今、帰った。本当に、今、たった今、家に辿り着いた。わたしは今、カップラーメン用のお湯を沸かしながら、これをしたためている。まるで花火みたいな、時間と空間の中から、電車で一時間の距離をたどり、この部屋に帰ってきた。この興奮を、この気持ちを、どんなに疲れていても、明日の仕事が差し迫っていようとも、今、このときに書かなければ、わたしは本当に終わってしまうと思って、筆をとった。
ともだちと話した。全ての劣等感を日記にかくこと。全ての苦しみを、後悔を、懺悔を、今すぐ日記にかけと、誰かが言っていたらしい。この気持ちは、“今”のわたしだけのもので、明日のわたしには、どう頑張っても手に入れられないものだから、今、かかなくてはならない。
わたしの青春スイッチはいたるところに転がっている。わたしの青春ド真ん中。例えば、ベースの音。たばこの匂い。酒で荒れた胃のなかに流し込むカップラーメンの味。(わたしは今からそれをやる。目の前には、セブンイレブン印のカップヌードルしょうゆ味税込170円)さっき電車から降りたとき、今年初めての夏の匂いがした。夏の夜の匂い。こんな花火みたいな日に、一年に一度しか味わえない初夏を味わった。なんて贅沢な。
この世界のどこかに、いまだにいる。あのまま生き続けている人が。いや、知らん。きっと、たくさんたくさん変わってきたのかもしれない。だって、彼らは生きてきた。わたしが生きながらえちゃったぶんと同じだけの時間を生きてきた、はず。当時、あんなに死相が漂っていた人たちだって、儚いと思っていた人たちだって、しぶとくも普通に生きていた。

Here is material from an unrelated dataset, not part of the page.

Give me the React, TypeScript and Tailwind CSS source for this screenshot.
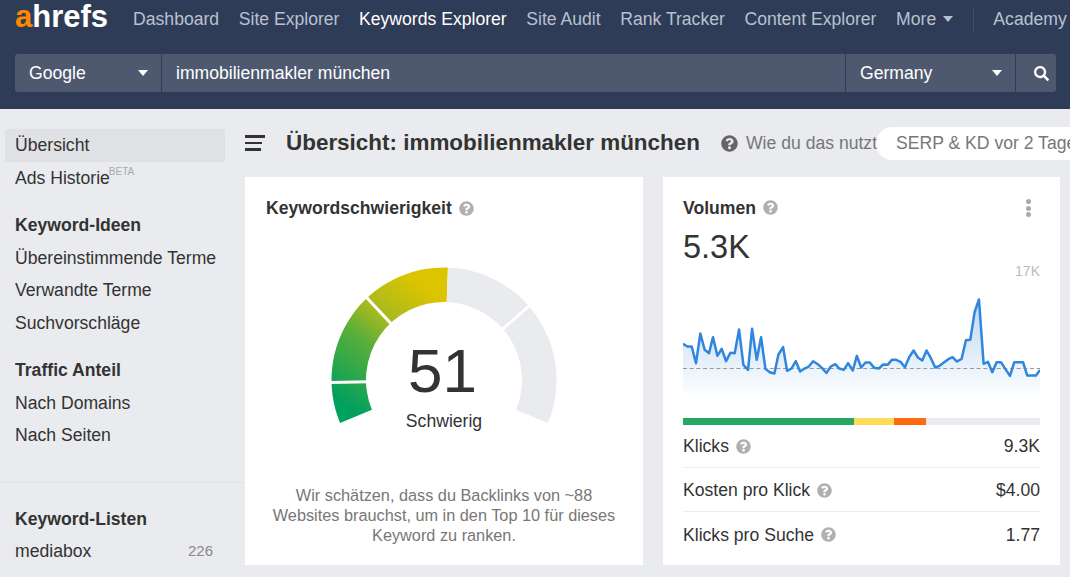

生きるには金が要る。だから、働いて、食い物代を稼いで生きていた。家に帰れば地味な日々だ。朝起きて、掃除をし、洗濯をし、ご飯の用意をし、バスに乗って、電車に乗って出勤する。つまらない。なんてつまらない日々。それでも、生き続けている。生き続けているし、わたしは、生きていて良かったと思った。生きるってマジでくそださいけど、それでも、生きていて良かったと思った。生き続けている限り、何度だって思うのだろう。あのとき死ななくて良かったって。
わたしは今日花火を見た。人間花火。青春スイッチの音。
今、これをかかなければと思い、かけた。あの花火を見て、前を向かずにはいられないの。